--- Start ---
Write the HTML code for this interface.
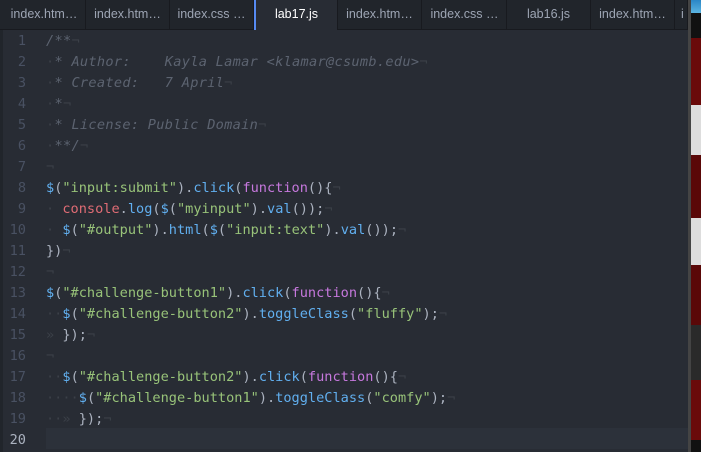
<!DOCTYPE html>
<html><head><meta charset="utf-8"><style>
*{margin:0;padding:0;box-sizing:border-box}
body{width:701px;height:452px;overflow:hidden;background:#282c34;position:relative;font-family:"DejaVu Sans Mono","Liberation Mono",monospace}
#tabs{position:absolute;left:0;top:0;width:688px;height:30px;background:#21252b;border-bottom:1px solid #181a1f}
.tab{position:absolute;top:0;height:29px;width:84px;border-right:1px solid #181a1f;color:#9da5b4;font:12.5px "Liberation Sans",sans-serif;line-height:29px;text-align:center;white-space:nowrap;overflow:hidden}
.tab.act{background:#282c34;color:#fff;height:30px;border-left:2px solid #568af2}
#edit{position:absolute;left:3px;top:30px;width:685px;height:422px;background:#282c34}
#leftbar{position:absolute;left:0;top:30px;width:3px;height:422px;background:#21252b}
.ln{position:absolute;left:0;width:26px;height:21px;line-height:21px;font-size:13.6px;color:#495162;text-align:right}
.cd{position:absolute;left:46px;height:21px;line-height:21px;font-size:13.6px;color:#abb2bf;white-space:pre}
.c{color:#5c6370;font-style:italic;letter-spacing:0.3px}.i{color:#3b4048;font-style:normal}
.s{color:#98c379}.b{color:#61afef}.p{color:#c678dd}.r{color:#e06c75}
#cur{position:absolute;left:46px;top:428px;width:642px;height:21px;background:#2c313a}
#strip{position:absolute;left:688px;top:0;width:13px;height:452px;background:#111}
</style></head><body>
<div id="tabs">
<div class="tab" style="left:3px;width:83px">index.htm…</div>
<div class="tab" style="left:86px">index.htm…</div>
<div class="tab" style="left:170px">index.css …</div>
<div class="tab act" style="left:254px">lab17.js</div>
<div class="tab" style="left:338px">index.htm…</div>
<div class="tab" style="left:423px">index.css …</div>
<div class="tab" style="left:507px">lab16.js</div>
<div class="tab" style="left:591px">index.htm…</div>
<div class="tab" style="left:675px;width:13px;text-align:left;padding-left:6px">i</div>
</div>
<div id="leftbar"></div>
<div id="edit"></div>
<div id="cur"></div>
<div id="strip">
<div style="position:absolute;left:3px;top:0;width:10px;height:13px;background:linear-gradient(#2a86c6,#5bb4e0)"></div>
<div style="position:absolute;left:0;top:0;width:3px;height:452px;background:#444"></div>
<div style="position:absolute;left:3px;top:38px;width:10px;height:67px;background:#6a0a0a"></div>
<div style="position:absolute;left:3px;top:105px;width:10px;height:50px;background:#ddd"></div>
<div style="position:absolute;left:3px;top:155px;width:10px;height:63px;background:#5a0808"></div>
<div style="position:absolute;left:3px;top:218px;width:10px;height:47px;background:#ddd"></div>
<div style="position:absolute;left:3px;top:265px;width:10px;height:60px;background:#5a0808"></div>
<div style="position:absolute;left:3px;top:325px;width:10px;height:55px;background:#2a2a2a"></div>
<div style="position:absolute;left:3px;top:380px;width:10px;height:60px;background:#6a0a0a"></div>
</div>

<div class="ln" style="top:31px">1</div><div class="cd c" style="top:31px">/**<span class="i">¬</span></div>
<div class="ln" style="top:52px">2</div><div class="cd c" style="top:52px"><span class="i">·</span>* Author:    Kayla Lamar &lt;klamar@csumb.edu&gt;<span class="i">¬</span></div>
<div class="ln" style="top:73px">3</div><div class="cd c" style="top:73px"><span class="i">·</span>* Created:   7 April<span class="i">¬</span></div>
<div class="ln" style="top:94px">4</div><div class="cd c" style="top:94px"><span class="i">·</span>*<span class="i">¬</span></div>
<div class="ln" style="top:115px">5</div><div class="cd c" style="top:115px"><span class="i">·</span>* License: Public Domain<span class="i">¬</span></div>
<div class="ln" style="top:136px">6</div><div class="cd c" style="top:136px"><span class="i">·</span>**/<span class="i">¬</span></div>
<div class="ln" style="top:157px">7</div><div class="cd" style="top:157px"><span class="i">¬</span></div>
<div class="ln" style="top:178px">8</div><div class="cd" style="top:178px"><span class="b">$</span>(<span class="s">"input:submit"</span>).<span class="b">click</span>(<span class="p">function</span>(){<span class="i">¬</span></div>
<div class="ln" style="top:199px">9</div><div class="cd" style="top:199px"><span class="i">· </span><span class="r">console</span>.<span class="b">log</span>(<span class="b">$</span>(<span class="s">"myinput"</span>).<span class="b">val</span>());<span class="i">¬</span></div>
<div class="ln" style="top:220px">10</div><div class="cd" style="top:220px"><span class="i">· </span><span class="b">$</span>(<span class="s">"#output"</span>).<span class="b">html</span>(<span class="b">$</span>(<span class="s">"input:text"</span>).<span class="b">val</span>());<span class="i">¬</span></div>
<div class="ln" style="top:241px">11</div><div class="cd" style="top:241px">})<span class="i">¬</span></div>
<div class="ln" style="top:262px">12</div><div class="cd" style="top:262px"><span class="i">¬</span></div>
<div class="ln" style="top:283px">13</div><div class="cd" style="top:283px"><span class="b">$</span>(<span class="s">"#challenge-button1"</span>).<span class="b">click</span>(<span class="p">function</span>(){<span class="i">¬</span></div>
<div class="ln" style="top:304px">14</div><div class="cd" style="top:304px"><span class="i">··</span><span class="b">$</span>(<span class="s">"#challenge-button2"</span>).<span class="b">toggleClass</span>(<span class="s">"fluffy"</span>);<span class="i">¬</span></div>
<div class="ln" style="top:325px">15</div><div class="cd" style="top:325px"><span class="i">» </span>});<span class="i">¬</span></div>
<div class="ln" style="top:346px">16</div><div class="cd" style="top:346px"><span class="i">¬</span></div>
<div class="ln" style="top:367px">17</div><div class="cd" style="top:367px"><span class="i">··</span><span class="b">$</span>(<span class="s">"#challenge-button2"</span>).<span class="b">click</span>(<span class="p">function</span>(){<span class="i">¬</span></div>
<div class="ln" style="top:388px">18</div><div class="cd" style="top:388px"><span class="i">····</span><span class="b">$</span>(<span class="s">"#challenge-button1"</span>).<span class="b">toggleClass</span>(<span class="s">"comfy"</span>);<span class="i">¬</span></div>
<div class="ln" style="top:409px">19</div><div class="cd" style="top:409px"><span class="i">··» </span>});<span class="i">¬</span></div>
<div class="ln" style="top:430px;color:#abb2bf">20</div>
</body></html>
--- End ---
● **EXERCISE TASK**: Repeat the material exactly as it reads, without any of its pictures.

● **TASK RESPONSE**:
Write the HTML code for this interface.
<!DOCTYPE html>
<html><head><meta charset="utf-8"><style>
*{margin:0;padding:0;box-sizing:border-box}
body{width:701px;height:452px;overflow:hidden;background:#282c34;position:relative;font-family:"DejaVu Sans Mono","Liberation Mono",monospace}
#tabs{position:absolute;left:0;top:0;width:688px;height:30px;background:#21252b;border-bottom:1px solid #181a1f}
.tab{position:absolute;top:0;height:29px;width:84px;border-right:1px solid #181a1f;color:#9da5b4;font:12.5px "Liberation Sans",sans-serif;line-height:29px;text-align:center;white-space:nowrap;overflow:hidden}
.tab.act{background:#282c34;color:#fff;height:30px;border-left:2px solid #568af2}
#edit{position:absolute;left:3px;top:30px;width:685px;height:422px;background:#282c34}
#leftbar{position:absolute;left:0;top:30px;width:3px;height:422px;background:#21252b}
.ln{position:absolute;left:0;width:26px;height:21px;line-height:21px;font-size:13.6px;color:#495162;text-align:right}
.cd{position:absolute;left:46px;height:21px;line-height:21px;font-size:13.6px;color:#abb2bf;white-space:pre}
.c{color:#5c6370;font-style:italic;letter-spacing:0.3px}.i{color:#3b4048;font-style:normal}
.s{color:#98c379}.b{color:#61afef}.p{color:#c678dd}.r{color:#e06c75}
#cur{position:absolute;left:46px;top:428px;width:642px;height:21px;background:#2c313a}
#strip{position:absolute;left:688px;top:0;width:13px;height:452px;background:#111}
</style></head><body>
<div id="tabs">
<div class="tab" style="left:3px;width:83px">index.htm…</div>
<div class="tab" style="left:86px">index.htm…</div>
<div class="tab" style="left:170px">index.css …</div>
<div class="tab act" style="left:254px">lab17.js</div>
<div class="tab" style="left:338px">index.htm…</div>
<div class="tab" style="left:423px">index.css …</div>
<div class="tab" style="left:507px">lab16.js</div>
<div class="tab" style="left:591px">index.htm…</div>
<div class="tab" style="left:675px;width:13px;text-align:left;padding-left:6px">i</div>
</div>
<div id="leftbar"></div>
<div id="edit"></div>
<div id="cur"></div>
<div id="strip">
<div style="position:absolute;left:3px;top:0;width:10px;height:13px;background:linear-gradient(#2a86c6,#5bb4e0)"></div>
<div style="position:absolute;left:0;top:0;width:3px;height:452px;background:#444"></div>
<div style="position:absolute;left:3px;top:38px;width:10px;height:67px;background:#6a0a0a"></div>
<div style="position:absolute;left:3px;top:105px;width:10px;height:50px;background:#ddd"></div>
<div style="position:absolute;left:3px;top:155px;width:10px;height:63px;background:#5a0808"></div>
<div style="position:absolute;left:3px;top:218px;width:10px;height:47px;background:#ddd"></div>
<div style="position:absolute;left:3px;top:265px;width:10px;height:60px;background:#5a0808"></div>
<div style="position:absolute;left:3px;top:325px;width:10px;height:55px;background:#2a2a2a"></div>
<div style="position:absolute;left:3px;top:380px;width:10px;height:60px;background:#6a0a0a"></div>
</div>

<div class="ln" style="top:31px">1</div><div class="cd c" style="top:31px">/**<span class="i">¬</span></div>
<div class="ln" style="top:52px">2</div><div class="cd c" style="top:52px"><span class="i">·</span>* Author:    Kayla Lamar &lt;klamar@csumb.edu&gt;<span class="i">¬</span></div>
<div class="ln" style="top:73px">3</div><div class="cd c" style="top:73px"><span class="i">·</span>* Created:   7 April<span class="i">¬</span></div>
<div class="ln" style="top:94px">4</div><div class="cd c" style="top:94px"><span class="i">·</span>*<span class="i">¬</span></div>
<div class="ln" style="top:115px">5</div><div class="cd c" style="top:115px"><span class="i">·</span>* License: Public Domain<span class="i">¬</span></div>
<div class="ln" style="top:136px">6</div><div class="cd c" style="top:136px"><span class="i">·</span>**/<span class="i">¬</span></div>
<div class="ln" style="top:157px">7</div><div class="cd" style="top:157px"><span class="i">¬</span></div>
<div class="ln" style="top:178px">8</div><div class="cd" style="top:178px"><span class="b">$</span>(<span class="s">"input:submit"</span>).<span class="b">click</span>(<span class="p">function</span>(){<span class="i">¬</span></div>
<div class="ln" style="top:199px">9</div><div class="cd" style="top:199px"><span class="i">· </span><span class="r">console</span>.<span class="b">log</span>(<span class="b">$</span>(<span class="s">"myinput"</span>).<span class="b">val</span>());<span class="i">¬</span></div>
<div class="ln" style="top:220px">10</div><div class="cd" style="top:220px"><span class="i">· </span><span class="b">$</span>(<span class="s">"#output"</span>).<span class="b">html</span>(<span class="b">$</span>(<span class="s">"input:text"</span>).<span class="b">val</span>());<span class="i">¬</span></div>
<div class="ln" style="top:241px">11</div><div class="cd" style="top:241px">})<span class="i">¬</span></div>
<div class="ln" style="top:262px">12</div><div class="cd" style="top:262px"><span class="i">¬</span></div>
<div class="ln" style="top:283px">13</div><div class="cd" style="top:283px"><span class="b">$</span>(<span class="s">"#challenge-button1"</span>).<span class="b">click</span>(<span class="p">function</span>(){<span class="i">¬</span></div>
<div class="ln" style="top:304px">14</div><div class="cd" style="top:304px"><span class="i">··</span><span class="b">$</span>(<span class="s">"#challenge-button2"</span>).<span class="b">toggleClass</span>(<span class="s">"fluffy"</span>);<span class="i">¬</span></div>
<div class="ln" style="top:325px">15</div><div class="cd" style="top:325px"><span class="i">» </span>});<span class="i">¬</span></div>
<div class="ln" style="top:346px">16</div><div class="cd" style="top:346px"><span class="i">¬</span></div>
<div class="ln" style="top:367px">17</div><div class="cd" style="top:367px"><span class="i">··</span><span class="b">$</span>(<span class="s">"#challenge-button2"</span>).<span class="b">click</span>(<span class="p">function</span>(){<span class="i">¬</span></div>
<div class="ln" style="top:388px">18</div><div class="cd" style="top:388px"><span class="i">····</span><span class="b">$</span>(<span class="s">"#challenge-button1"</span>).<span class="b">toggleClass</span>(<span class="s">"comfy"</span>);<span class="i">¬</span></div>
<div class="ln" style="top:409px">19</div><div class="cd" style="top:409px"><span class="i">··» </span>});<span class="i">¬</span></div>
<div class="ln" style="top:430px;color:#abb2bf">20</div>
</body></html>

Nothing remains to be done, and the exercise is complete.